======== RAW DATA
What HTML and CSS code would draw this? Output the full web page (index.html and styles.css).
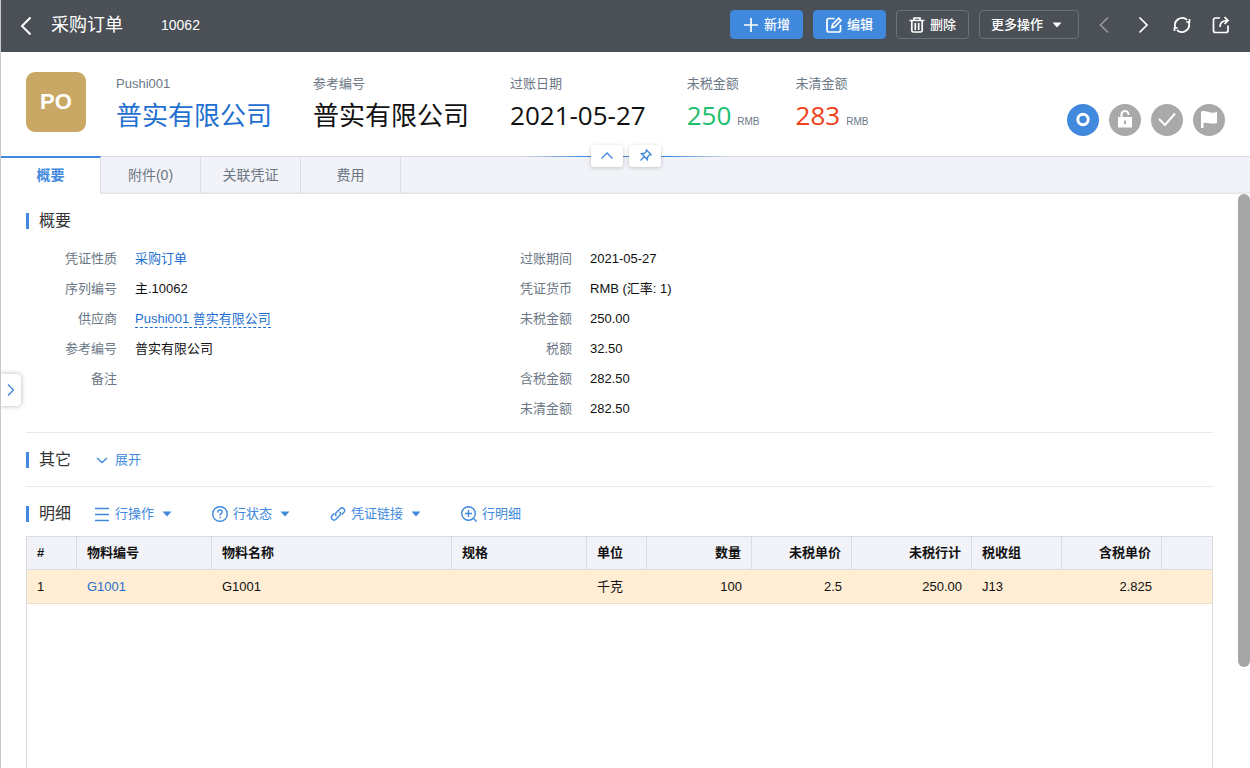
FILE: index.html
```html
<!DOCTYPE html>
<html lang="zh-CN">
<head>
    <meta charset="UTF-8">
    <meta name="viewport" content="width=device-width, initial-scale=1.0">
    <title>采购订单 10062</title>
    <link rel="stylesheet" href="styles.css">
</head>
<body>

<header class="topbar">
    <button class="icon-btn back" type="button" aria-label="返回">
        <svg width="12" height="20" viewBox="0 0 12 20"><path d="M10.500 2.500L2 11l8.500 8.500"/></svg>
    </button>
    <h1>采购订单</h1>
    <span class="doc-no">10062</span>
    <div class="actions">
        <button class="btn primary" type="button">
            <svg width="16" height="16" viewBox="0 0 16 16"><path d="M8 1v14M1 8h14"/></svg>新增
        </button>
        <button class="btn primary" type="button">
            <svg width="16" height="16" viewBox="0 0 16 16"><path d="M8.500 1.500H3Q1 1.500 1 3.500V13q0 2 2 2h9.500q2 0 2-2V8M6 10.500l.6-3L12.700 1.200l2.200 2.200L8.800 9.800z"/></svg>编辑
        </button>
        <button class="btn" type="button">
            <svg width="16" height="16" viewBox="0 0 16 16"><path d="M.5 3.500h15M5 3.500V1h6v2.500M2.800 4v9.500q0 1.500 1.500 1.500h7.400q1.500 0 1.500-1.500V4M6.300 6v7M9.700 6v7"/></svg>删除
        </button>
        <button class="btn more" type="button">更多操作
            <svg class="caret" width="10" height="6" viewBox="0 0 10 6"><path d="M.5.500h9L5 5.500z"/></svg>
        </button>
    </div>
    <nav class="tools">
        <button class="icon-btn" type="button" aria-label="上一张" disabled>
            <svg width="18" height="18" viewBox="0 0 18 18"><path d="M13 1.500L5.500 9l7.500 7.500"/></svg>
        </button>
        <button class="icon-btn" type="button" aria-label="下一张">
            <svg width="18" height="18" viewBox="0 0 18 18"><path d="M5.500 1.500L13 9l-7.500 7.500"/></svg>
        </button>
        <button class="icon-btn" type="button" aria-label="刷新">
            <svg width="18" height="18" viewBox="0 0 18 18"><path d="M2.400 11.900A7.300 7.300 0 0 1 14.100 3.900M15.600 6.100A7.300 7.300 0 0 1 3.900 14.100M1.500 15v-3h3.200M16.500 3v3h-3.200"/></svg>
        </button>
        <button class="icon-btn" type="button" aria-label="新窗口打开">
            <svg width="18" height="18" viewBox="0 0 18 18"><path d="M8 2H3.500q-2 0-2 2v10.500q0 2 2 2h10.500q2 0 2-2V9.500M8 11q0-6.500 7.500-6.500M12.500 1.200L16 4.500l-3.500 3.300"/></svg>
        </button>
    </nav>
</header>

<section class="summary">
    <div class="avatar">PO</div>
    <div class="field">
        <span class="caption">Pushi001</span>
        <a class="big link" href="#">普实有限公司</a>
    </div>
    <div class="field">
        <span class="caption">参考编号</span>
        <span class="big">普实有限公司</span>
    </div>
    <div class="field">
        <span class="caption">过账日期</span>
        <span class="big">2021-05-27</span>
    </div>
    <div class="field amount">
        <span class="caption">未税金额</span>
        <span class="big green">250<small>RMB</small></span>
    </div>
    <div class="field amount">
        <span class="caption">未清金额</span>
        <span class="big red">283<small>RMB</small></span>
    </div>
    <div class="states">
        <button class="state on" type="button" aria-label="未清">
            <svg width="32" height="32" viewBox="0 0 32 32"><ellipse cx="16" cy="15.500" rx="5.200" ry="5.300" fill="none" stroke="#fff" stroke-width="3"/></svg>
        </button>
        <button class="state" type="button" aria-label="锁定">
            <svg width="32" height="32" viewBox="0 0 32 32"><path d="M12.500 14v-3.500a3.500 3.500 0 0 1 7 0V11" fill="none" stroke="#fff" stroke-width="2"/><path d="M9 13h14v10.500H9z" fill="#fff"/><path d="M16 16.500v3.500" stroke="#a9a9a9" stroke-width="2"/></svg>
        </button>
        <button class="state" type="button" aria-label="审批">
            <svg width="32" height="32" viewBox="0 0 32 32"><path d="M8 15l6 6L24 9.500" fill="none" stroke="#fff" stroke-width="2"/></svg>
        </button>
        <button class="state" type="button" aria-label="标记">
            <svg width="32" height="32" viewBox="0 0 32 32"><path d="M8 7.500q3-1 7.500.5t8.500 0V19q-4 1.200-8 .2-3-.9-5.500-.2V24H8z" fill="#fff"/></svg>
        </button>
    </div>
    <div class="fold">
        <button type="button" aria-label="收起">
            <svg width="14" height="14" viewBox="0 0 14 14"><path d="M1.500 9.500L7 4l5.500 5.500"/></svg>
        </button>
        <button type="button" aria-label="固定">
            <svg width="14" height="14" viewBox="0 0 14 14"><path d="M8.500 1L13 5.500l-1.700.5-1.600 1.700-.3 2.900L3.500 4.700l2.900-.4L8 2.700zM6 8l-3.500 3.500"/></svg>
        </button>
    </div>
</section>

<nav class="tabs">
    <a class="tab active" href="#">概要</a>
    <a class="tab" href="#">附件(0)</a>
    <a class="tab" href="#">关联凭证</a>
    <a class="tab" href="#">费用</a>
</nav>

<main>
    <!-- 概要 -->
    <section class="block">
        <div class="block-head"><h2>概要</h2></div>
        <div class="info">
            <dl>
                <dt>凭证性质</dt><dd><a href="#">采购订单</a></dd>
                <dt>序列编号</dt><dd>主.10062</dd>
                <dt>供应商</dt><dd><a class="dashed" href="#">Pushi001 普实有限公司</a></dd>
                <dt>参考编号</dt><dd>普实有限公司</dd>
                <dt>备注</dt><dd></dd>
            </dl>
            <dl>
                <dt>过账期间</dt><dd>2021-05-27</dd>
                <dt>凭证货币</dt><dd>RMB (汇率: 1)</dd>
                <dt>未税金额</dt><dd>250.00</dd>
                <dt>税额</dt><dd>32.50</dd>
                <dt>含税金额</dt><dd>282.50</dd>
                <dt>未清金额</dt><dd>282.50</dd>
            </dl>
        </div>
    </section>

    <!-- 其它 -->
    <section class="block">
        <div class="block-head">
            <h2>其它</h2>
            <button class="text-btn" type="button">
                <svg width="16" height="16" viewBox="0 0 16 16"><path d="M3 6l5 4.500L13 6"/></svg>展开
            </button>
        </div>
    </section>

    <!-- 明细 -->
    <section class="block detail">
        <div class="block-head">
            <h2>明细</h2>
            <button class="text-btn" type="button">
                <svg width="16" height="16" viewBox="0 0 16 16"><path d="M1 2.500h14M1 8.500h14M1 14.500h14"/></svg>行操作
                <svg class="caret" width="10" height="6" viewBox="0 0 10 6"><path d="M.5.500h9L5 5.500z"/></svg>
            </button>
            <button class="text-btn" type="button">
                <svg width="16" height="16" viewBox="0 0 16 16"><circle cx="8" cy="8" r="7.300"/><path d="M5.800 6.500q0-2.500 2.200-2.500t2.200 2q0 1-1.200 1.700-1 .6-1 1.800M8 10.800v1.500"/></svg>行状态
                <svg class="caret" width="10" height="6" viewBox="0 0 10 6"><path d="M.5.500h9L5 5.500z"/></svg>
            </button>
            <button class="text-btn" type="button">
                <svg width="16" height="16" viewBox="0 0 16 16"><path d="M6.500 10.200Q4.500 8.500 6.300 6.500l4-4q1.800-1.400 3.500.2t.2 3.500l-2.300 2.400M9.500 5.800q2 1.700.2 3.700l-4 4q-1.800 1.400-3.500-.2t-.2-3.500l2.300-2.400"/></svg>凭证链接
                <svg class="caret" width="10" height="6" viewBox="0 0 10 6"><path d="M.5.500h9L5 5.500z"/></svg>
            </button>
            <button class="text-btn" type="button">
                <svg width="16" height="16" viewBox="0 0 16 16"><circle cx="7.500" cy="7.500" r="6.800"/><path d="M7.500 4v7M4 7.500h7M12.300 12.300l3.500 3.500"/></svg>行明细
            </button>
        </div>
        <div class="grid">
            <table>
                <colgroup>
                    <col class="w50"><col class="w135"><col class="w240"><col class="w135"><col class="w60"><col class="w105">
                    <col class="w100"><col class="w120"><col class="w90"><col class="w100"><col>
                </colgroup>
                <thead>
                    <tr>
                        <th>#</th>
                        <th>物料编号</th>
                        <th>物料名称</th>
                        <th>规格</th>
                        <th>单位</th>
                        <th class="num">数量</th>
                        <th class="num">未税单价</th>
                        <th class="num">未税行计</th>
                        <th>税收组</th>
                        <th class="num">含税单价</th>
                        <th></th>
                    </tr>
                </thead>
                <tbody>
                    <tr>
                        <td>1</td>
                        <td><a href="#">G1001</a></td>
                        <td>G1001</td>
                        <td></td>
                        <td>千克</td>
                        <td class="num">100</td>
                        <td class="num">2.5</td>
                        <td class="num">250.00</td>
                        <td>J13</td>
                        <td class="num">2.825</td>
                        <td></td>
                    </tr>
                </tbody>
            </table>
        </div>
    </section>
    <div class="scroll-thumb"></div>
</main>

<button class="side-handle" type="button" aria-label="展开侧栏">
    <svg width="10" height="14" viewBox="0 0 10 14"><path d="M2 1.500L7.500 7 2 12.500"/></svg>
</button>

</body>
</html>
```
FILE: styles.css
```css
* {
    box-sizing: border-box;
}

body {
    display: flex;
    flex-direction: column;
    position: relative;
    height: 100vh;
    margin: 0;
    border-left: 1px solid #c8c8c8;
    overflow: hidden;
    background: #fff;
    color: #111;
    font-family: "Liberation Sans", "Noto Sans CJK SC", sans-serif;
    font-size: 13px;
    line-height: 20px;
}

h1,
h2,
dl,
dd {
    margin: 0;
    font-weight: normal;
}

a {
    color: #1f70d0;
    text-decoration: none;
}

button {
    display: inline-flex;
    align-items: center;
    justify-content: center;
    padding: 0;
    border: 0;
    background: none;
    color: inherit;
    font: inherit;
    cursor: pointer;
}

svg {
    flex: none;
    fill: none;
    stroke: currentColor;
    stroke-width: 2;
}

svg.caret {
    fill: currentColor;
    stroke: none;
}

/* 顶部栏 */
.topbar {
    display: flex;
    flex: none;
    align-items: center;
    height: 52px;
    padding: 0 20px 3px 19px;
    background: #4a5056;
    color: #fff;
}

.topbar h1 {
    margin: 0 38px 0 19px;
    font-size: 18px;
}

.doc-no {
    font-size: 14px;
}

.actions {
    display: flex;
    gap: 10px;
    margin: 0 16px 0 auto;
}

.btn {
    gap: 5px;
    height: 29px;
    padding: 0 12px;
    border: 1px solid #66737f;
    border-radius: 4px;
    font-weight: 500;
}

.btn svg,
.tools svg {
    stroke-width: 1.7;
}

.btn.primary {
    border-color: #4089dd;
    background: #4089dd;
}

.btn.more {
    gap: 9px;
    padding: 0 16px 0 11px;
}

.tools {
    display: flex;
    gap: 21px;
}

.icon-btn:disabled {
    color: #969a9e;
}

/* 摘要 */
.summary {
    display: flex;
    flex: none;
    position: relative;
    align-items: flex-start;
    height: 105px;
    padding: 20px 25px 0;
    border-bottom: 1px solid #dadce6;
}

.avatar {
    width: 60px;
    height: 60px;
    margin-right: 30px;
    border-radius: 9px;
    background: #c9a764;
    color: #fff;
    font-size: 22px;
    font-weight: bold;
    line-height: 60px;
    text-align: center;
}

.field {
    display: flex;
    flex-direction: column;
    margin: 2px 41px 0 0;
}

.field.amount {
    margin-right: 36px;
}

.caption {
    color: #6b7785;
}

.big {
    font-family: "Open Sans", "Noto Sans CJK SC", sans-serif;
    font-size: 26px;
    line-height: 42px;
}

.big small {
    margin-left: 6px;
    color: #6b7785;
    font-family: "Liberation Sans", sans-serif;
    font-size: 10px;
}

.green {
    color: #1bbf6c;
}

.red {
    color: #f04018;
}

.states {
    display: flex;
    gap: 10px;
    margin: 32px 0 0 auto;
}

.state {
    width: 32px;
    height: 32px;
    border-radius: 50%;
    background: #a9a9a9;
}

.state svg {
    stroke: none;
}

.state.on {
    background: #4089dd;
}

.fold {
    display: flex;
    position: absolute;
    bottom: -11px;
    left: 50%;
    justify-content: center;
    gap: 6px;
    width: 210px;
    margin-left: -105px;
    background: linear-gradient(90deg, transparent, #4089dd 30%, #4089dd 70%, transparent) 0 11px / 100% 1px no-repeat;
}

.fold button {
    width: 32px;
    height: 22px;
    border-radius: 3px;
    background: #fff;
    box-shadow: 0 1px 4px rgba(0, 0, 0, 0.2);
    color: #4089dd;
}

.fold svg,
.side-handle svg,
.text-btn svg {
    stroke-width: 1.4;
}

/* 页签 */
.tabs {
    display: flex;
    flex: none;
    height: 37px;
    background: #f2f3f8;
    box-shadow: inset 0 -3px 3px -2px #dcdde2;
}

.tab {
    width: 100px;
    border-right: 1px solid #dadce6;
    color: #6b7785;
    font-size: 14px;
    line-height: 36px;
    text-align: center;
}

.tab.active {
    z-index: 1;
    margin-top: -1px;
    border-top: 2px solid #4089dd;
    background: #fff;
    color: #4089dd;
    font-weight: bold;
    line-height: 34px;
}

/* 内容 */
main {
    flex: 1;
    display: flex;
    flex-direction: column;
    position: relative;
    min-height: 0;
    padding: 0 37px 0 25px;
}

.block {
    padding: 16px 0;
    border-bottom: 1px solid #e8e8e8;
}

.block:first-child {
    padding-bottom: 8px;
}

.block-head {
    display: flex;
    align-items: center;
    height: 21px;
}

.block-head h2 {
    margin-right: 23px;
    padding-left: 10px;
    border-left: 3px solid #4089dd;
    color: #333;
    font-size: 16px;
    line-height: 16px;
}

.info {
    display: grid;
    grid-template-columns: 23fr 37fr;
    margin-top: 13px;
}

dl {
    display: grid;
    grid-template-columns: 91px 1fr;
    grid-auto-rows: 30px;
    align-items: center;
    column-gap: 18px;
}

dt {
    color: #6b7785;
    text-align: right;
}

.dashed {
    display: inline-block;
    border-bottom: 1px dashed #1f70d0;
    line-height: 16px;
}

.text-btn {
    gap: 5px;
    margin-right: 40px;
    color: #4089dd;
}

.text-btn .caret {
    margin-left: 3px;
}

.detail {
    display: flex;
    flex: 1;
    flex-direction: column;
    padding-bottom: 0;
    border: 0;
}

.grid {
    flex: 1;
    margin-top: 12px;
    border: 1px solid #dadce2;
    border-bottom: 0;
}

table {
    width: 100%;
    border-collapse: separate;
    border-spacing: 0;
    table-layout: fixed;
}

th,
td {
    height: 33px;
    padding: 0 10px;
    border-bottom: 1px solid #dadce2;
    text-align: left;
}

th {
    border-right: 1px solid #dadce2;
    background: #f2f3f8;
}

th:last-child {
    border-right: 0;
}

td {
    height: 34px;
    border-bottom-color: #ecdfc6;
    background: #ffedd4;
}

.num {
    text-align: right;
}

.w50 { width: 50px; }
.w60 { width: 60px; }
.w90 { width: 90px; }
.w100 { width: 100px; }
.w105 { width: 105px; }
.w120 { width: 120px; }
.w135 { width: 135px; }
.w240 { width: 240px; }

.scroll-thumb {
    position: absolute;
    top: 0;
    right: 0;
    width: 12px;
    height: 82.4%;
    border-radius: 6px;
    background: #a6a6a6;
}

.side-handle {
    position: absolute;
    top: 374px;
    left: 0;
    width: 20px;
    height: 32px;
    border-radius: 0 4px 4px 0;
    background: #fff;
    box-shadow: 0 0 5px rgba(0, 0, 0, 0.3);
    color: #4089dd;
}
```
================
REQUEST
Track down every line of the material containing the string "styles", and copy it.

RESULT OF THE EXERCISE
What HTML and CSS code would draw this? Output the full web page (index.html and styles.css).
    <link rel="stylesheet" href="styles.css">
FILE: styles.css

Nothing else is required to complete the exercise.